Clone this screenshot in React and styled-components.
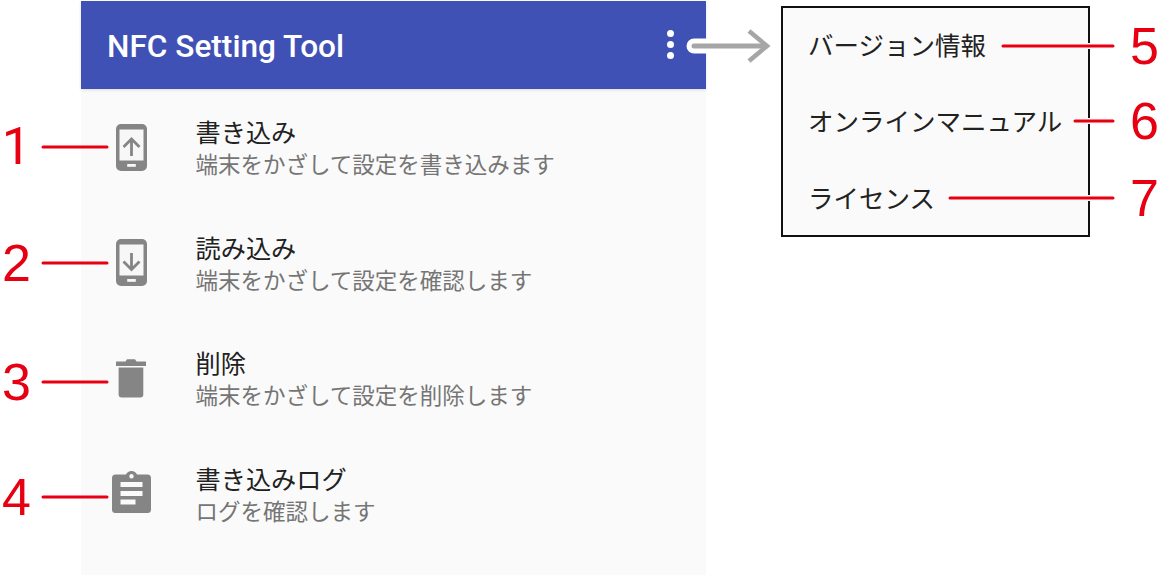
import React from "react";
import styled, { createGlobalStyle } from "styled-components";

const Global = createGlobalStyle`
  html, body { margin: 0; padding: 0; background: #fff; }
  body { width: 1160px; height: 575px; overflow: hidden; font-family: "Noto Sans CJK JP", Roboto, sans-serif; }
`;
const Page = styled.div`
  position: relative; width: 1160px; height: 575px; display: flex; align-items: flex-start;
  padding: 1px 0 0 81px; box-sizing: border-box; gap: 75px;
`;
const Phone = styled.section`
  width: 625px; height: 574px; background: #fafafa; flex: none; display: flex; flex-direction: column;
`;
const AppBar = styled.header`
  height: 88px; background: #3f51b5; flex: none; display: flex; align-items: center; justify-content: space-between;
  padding: 0 32px 0 26px; box-shadow: 0 1px 3px rgba(0,0,0,.12); box-sizing: border-box;
`;
const Title = styled.h1`
  margin: 4px 0 0; color: #fff; font: 500 31.6px/1 Roboto, sans-serif;
`;
const Dots = styled.div`
  display: flex; flex-direction: column; gap: 4px; margin-top: -2px;
`;
const Dot = styled.span`
  width: 7px; height: 7px; border-radius: 50%; background: #fff; display: block;
`;
const List = styled.ul`
  list-style: none; margin: 0; padding: 26px 0 0; display: flex; flex-direction: column;
`;
const Row = styled.li`
  height: 115.67px; display: flex; box-sizing: border-box;
`;
const IconCell = styled.div`
  width: 100px; margin-right: 15px; flex: none; height: 64px; display: flex; align-items: center; justify-content: center;
  color: #858585;
`;
const Texts = styled.div`
  display: flex; flex-direction: column; margin-left: -0.5px;
`;
const RowTitle = styled.div`
  font-size: 25.2px; line-height: 32px; color: #212121;
`;
const RowSub = styled.div`
  font-size: 22.5px; line-height: 32px; color: #757575;
`;
const Menu = styled.nav`
  width: 309px; height: 231px; margin-top: 5px; box-sizing: border-box; border: 2px solid #111; background: #fafafa;
  display: flex; flex-direction: column; flex: none; padding: 20px 0 0 26px;
`;
const MenuItem = styled.div`
  line-height: 32px; margin-bottom: ${p => p.$after}px; margin-left: -1px;
  font-size: 25.5px; color: #212121; white-space: nowrap;
`;
const Overlay = styled.svg`
  position: absolute; left: 0; top: 0; pointer-events: none;
`;
const Num = styled.span`
  position: absolute; top: ${p => p.$y - 30}px;
  ${p => p.$right ? "left: 1130px;" : `right: ${p.$one ? 1129 : 1129}px;`}
  font: 400 52px/60px ${p => p.$one ? "Roboto" : '"Liberation Sans"'}, Arial, sans-serif; color: #e60012;
`;
const ClipSvg = styled.svg`
  margin-top: -4px;
`;

const PhoneIcon = ({ down }) => (
  <svg width="31" height="47" viewBox="0 0 31 47">
    <rect x="0" y="0" width="31" height="47" rx="5" fill="currentColor" />
    <rect x="3.5" y="5.5" width="24" height="31" fill="#f7f7f7" />
    <rect x="11.2" y="40" width="8.6" height="2.8" fill="#f7f7f7" />
    {down
      ? <path d="M15.5 14v16.5M7.5 22.5l8 8 8-8" fill="none" stroke="currentColor" strokeWidth="2.8" />
      : <path d="M15.5 32V15.5M7.5 23l8-8 8 8" fill="none" stroke="currentColor" strokeWidth="2.8" />}
  </svg>
);
const TrashIcon = () => (
  <svg width="30" height="39" viewBox="0 0 30 39">
    <path d="M0 2.5h9.5L11 0.3h8l1.5 2.2H30V7H0z" fill="currentColor" />
    <path d="M2.6 8.4h24.7v27a3 3 0 0 1-3 3H5.6a3 3 0 0 1-3-3z" fill="currentColor" />
  </svg>
);
const ClipIcon = () => (
  <ClipSvg width="39" height="43" viewBox="0 0 39 43">
    <path fillRule="evenodd" fill="currentColor" d="M3.5 4.5H14a6 6 0 0 1 11 0h10.500a3.500 3.500 0 0 1 3.500 3.500v31.500a3.500 3.500 0 0 1-3.500 3.500H3.500A3.500 3.500 0 0 1 0 39.500V8a3.500 3.500 0 0 1 3.500-3.500zM19.500 4a2.200 2.200 0 1 0 0 4.400 2.200 2.200 0 0 0 0-4.400z" />
    <path fill="#fafafa" d="M8.500 12h22v5h-22zM8.500 21h22v5h-22zM8.500 29.500h15v5h-15z" />
  </ClipSvg>
);

const rows = [
  { icon: <PhoneIcon />, t: "書き込み", s: "端末をかざして設定を書き込みます" },
  { icon: <PhoneIcon down />, t: "読み込み", s: "端末をかざして設定を確認します" },
  { icon: <TrashIcon />, t: "削除", s: "端末をかざして設定を削除します" },
  { icon: <ClipIcon />, t: "書き込みログ", s: "ログを確認します" },
];
const leftLines = [147, 263, 382, 497];
const rightLines = [[1003, 46], [1075, 121], [950, 198]];

export default function App() {
  return (
    <Page>
      <Global />
      <Phone>
        <AppBar>
          <Title>NFC Setting Tool</Title>
          <Dots><Dot /><Dot /><Dot /></Dots>
        </AppBar>
        <List>
          {rows.map(r => (
            <Row key={r.t}>
              <IconCell>{r.icon}</IconCell>
              <Texts>
                <RowTitle>{r.t}</RowTitle>
                <RowSub>{r.s}</RowSub>
              </Texts>
            </Row>
          ))}
        </List>
      </Phone>
      <Menu>
        <MenuItem $after={44}>バージョン情報</MenuItem>
        <MenuItem $after={45}>オンラインマニュアル</MenuItem>
        <MenuItem $after={0}>ライセンス</MenuItem>
      </Menu>
      <Overlay width="1160" height="575" viewBox="0 0 1160 575">
        <path d="M694 46H706" stroke="#fff" strokeWidth="15" strokeLinecap="round" fill="none" />
        <path d="M694 46H766" stroke="#a6a6a6" strokeWidth="5" strokeLinecap="round" fill="none" />
        <path d="M749 31l18 15-18 15" stroke="#a6a6a6" strokeWidth="4.5" strokeLinecap="butt" strokeLinejoin="miter" fill="none" />
        {leftLines.map(y => (
          <path key={y} d={`M43 ${y}H107`} stroke="#e60012" strokeWidth="3" strokeLinecap="round" />
        ))}
        {rightLines.map(([x, y]) => (
          <g key={y}>
            <path d={`M${x} ${y}H1113`} stroke="#fafafa" strokeWidth="6" />
            <path d={`M${x} ${y}H1113`} stroke="#e60012" strokeWidth="3" strokeLinecap="round" />
          </g>
        ))}
      </Overlay>
      {["1", "2", "3", "4"].map((n, i) => <Num key={n} $one={n === "1"} $y={leftLines[i] - 0.5}>{n}</Num>)}
      {["5", "6", "7"].map((n, i) => <Num key={n} $right $y={rightLines[i][1] - 0.5}>{n}</Num>)}
    </Page>
  );
}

> _SHORT PROBLEM_
Print the full listing exactly, dropping the pictures.

> _WRITTEN SOLUTION_
Clone this screenshot in React and styled-components.
import React from "react";
import styled, { createGlobalStyle } from "styled-components";

const Global = createGlobalStyle`
  html, body { margin: 0; padding: 0; background: #fff; }
  body { width: 1160px; height: 575px; overflow: hidden; font-family: "Noto Sans CJK JP", Roboto, sans-serif; }
`;
const Page = styled.div`
  position: relative; width: 1160px; height: 575px; display: flex; align-items: flex-start;
  padding: 1px 0 0 81px; box-sizing: border-box; gap: 75px;
`;
const Phone = styled.section`
  width: 625px; height: 574px; background: #fafafa; flex: none; display: flex; flex-direction: column;
`;
const AppBar = styled.header`
  height: 88px; background: #3f51b5; flex: none; display: flex; align-items: center; justify-content: space-between;
  padding: 0 32px 0 26px; box-shadow: 0 1px 3px rgba(0,0,0,.12); box-sizing: border-box;
`;
const Title = styled.h1`
  margin: 4px 0 0; color: #fff; font: 500 31.6px/1 Roboto, sans-serif;
`;
const Dots = styled.div`
  display: flex; flex-direction: column; gap: 4px; margin-top: -2px;
`;
const Dot = styled.span`
  width: 7px; height: 7px; border-radius: 50%; background: #fff; display: block;
`;
const List = styled.ul`
  list-style: none; margin: 0; padding: 26px 0 0; display: flex; flex-direction: column;
`;
const Row = styled.li`
  height: 115.67px; display: flex; box-sizing: border-box;
`;
const IconCell = styled.div`
  width: 100px; margin-right: 15px; flex: none; height: 64px; display: flex; align-items: center; justify-content: center;
  color: #858585;
`;
const Texts = styled.div`
  display: flex; flex-direction: column; margin-left: -0.5px;
`;
const RowTitle = styled.div`
  font-size: 25.2px; line-height: 32px; color: #212121;
`;
const RowSub = styled.div`
  font-size: 22.5px; line-height: 32px; color: #757575;
`;
const Menu = styled.nav`
  width: 309px; height: 231px; margin-top: 5px; box-sizing: border-box; border: 2px solid #111; background: #fafafa;
  display: flex; flex-direction: column; flex: none; padding: 20px 0 0 26px;
`;
const MenuItem = styled.div`
  line-height: 32px; margin-bottom: ${p => p.$after}px; margin-left: -1px;
  font-size: 25.5px; color: #212121; white-space: nowrap;
`;
const Overlay = styled.svg`
  position: absolute; left: 0; top: 0; pointer-events: none;
`;
const Num = styled.span`
  position: absolute; top: ${p => p.$y - 30}px;
  ${p => p.$right ? "left: 1130px;" : `right: ${p.$one ? 1129 : 1129}px;`}
  font: 400 52px/60px ${p => p.$one ? "Roboto" : '"Liberation Sans"'}, Arial, sans-serif; color: #e60012;
`;
const ClipSvg = styled.svg`
  margin-top: -4px;
`;

const PhoneIcon = ({ down }) => (
  <svg width="31" height="47" viewBox="0 0 31 47">
    <rect x="0" y="0" width="31" height="47" rx="5" fill="currentColor" />
    <rect x="3.5" y="5.5" width="24" height="31" fill="#f7f7f7" />
    <rect x="11.2" y="40" width="8.6" height="2.8" fill="#f7f7f7" />
    {down
      ? <path d="M15.5 14v16.5M7.5 22.5l8 8 8-8" fill="none" stroke="currentColor" strokeWidth="2.8" />
      : <path d="M15.5 32V15.5M7.5 23l8-8 8 8" fill="none" stroke="currentColor" strokeWidth="2.8" />}
  </svg>
);
const TrashIcon = () => (
  <svg width="30" height="39" viewBox="0 0 30 39">
    <path d="M0 2.5h9.5L11 0.3h8l1.5 2.2H30V7H0z" fill="currentColor" />
    <path d="M2.6 8.4h24.7v27a3 3 0 0 1-3 3H5.6a3 3 0 0 1-3-3z" fill="currentColor" />
  </svg>
);
const ClipIcon = () => (
  <ClipSvg width="39" height="43" viewBox="0 0 39 43">
    <path fillRule="evenodd" fill="currentColor" d="M3.5 4.5H14a6 6 0 0 1 11 0h10.500a3.500 3.500 0 0 1 3.500 3.500v31.500a3.500 3.500 0 0 1-3.500 3.500H3.500A3.500 3.500 0 0 1 0 39.500V8a3.500 3.500 0 0 1 3.500-3.500zM19.500 4a2.200 2.200 0 1 0 0 4.400 2.200 2.200 0 0 0 0-4.400z" />
    <path fill="#fafafa" d="M8.500 12h22v5h-22zM8.500 21h22v5h-22zM8.500 29.500h15v5h-15z" />
  </ClipSvg>
);

const rows = [
  { icon: <PhoneIcon />, t: "書き込み", s: "端末をかざして設定を書き込みます" },
  { icon: <PhoneIcon down />, t: "読み込み", s: "端末をかざして設定を確認します" },
  { icon: <TrashIcon />, t: "削除", s: "端末をかざして設定を削除します" },
  { icon: <ClipIcon />, t: "書き込みログ", s: "ログを確認します" },
];
const leftLines = [147, 263, 382, 497];
const rightLines = [[1003, 46], [1075, 121], [950, 198]];

export default function App() {
  return (
    <Page>
      <Global />
      <Phone>
        <AppBar>
          <Title>NFC Setting Tool</Title>
          <Dots><Dot /><Dot /><Dot /></Dots>
        </AppBar>
        <List>
          {rows.map(r => (
            <Row key={r.t}>
              <IconCell>{r.icon}</IconCell>
              <Texts>
                <RowTitle>{r.t}</RowTitle>
                <RowSub>{r.s}</RowSub>
              </Texts>
            </Row>
          ))}
        </List>
      </Phone>
      <Menu>
        <MenuItem $after={44}>バージョン情報</MenuItem>
        <MenuItem $after={45}>オンラインマニュアル</MenuItem>
        <MenuItem $after={0}>ライセンス</MenuItem>
      </Menu>
      <Overlay width="1160" height="575" viewBox="0 0 1160 575">
        <path d="M694 46H706" stroke="#fff" strokeWidth="15" strokeLinecap="round" fill="none" />
        <path d="M694 46H766" stroke="#a6a6a6" strokeWidth="5" strokeLinecap="round" fill="none" />
        <path d="M749 31l18 15-18 15" stroke="#a6a6a6" strokeWidth="4.5" strokeLinecap="butt" strokeLinejoin="miter" fill="none" />
        {leftLines.map(y => (
          <path key={y} d={`M43 ${y}H107`} stroke="#e60012" strokeWidth="3" strokeLinecap="round" />
        ))}
        {rightLines.map(([x, y]) => (
          <g key={y}>
            <path d={`M${x} ${y}H1113`} stroke="#fafafa" strokeWidth="6" />
            <path d={`M${x} ${y}H1113`} stroke="#e60012" strokeWidth="3" strokeLinecap="round" />
          </g>
        ))}
      </Overlay>
      {["1", "2", "3", "4"].map((n, i) => <Num key={n} $one={n === "1"} $y={leftLines[i] - 0.5}>{n}</Num>)}
      {["5", "6", "7"].map((n, i) => <Num key={n} $right $y={rightLines[i][1] - 0.5}>{n}</Num>)}
    </Page>
  );
}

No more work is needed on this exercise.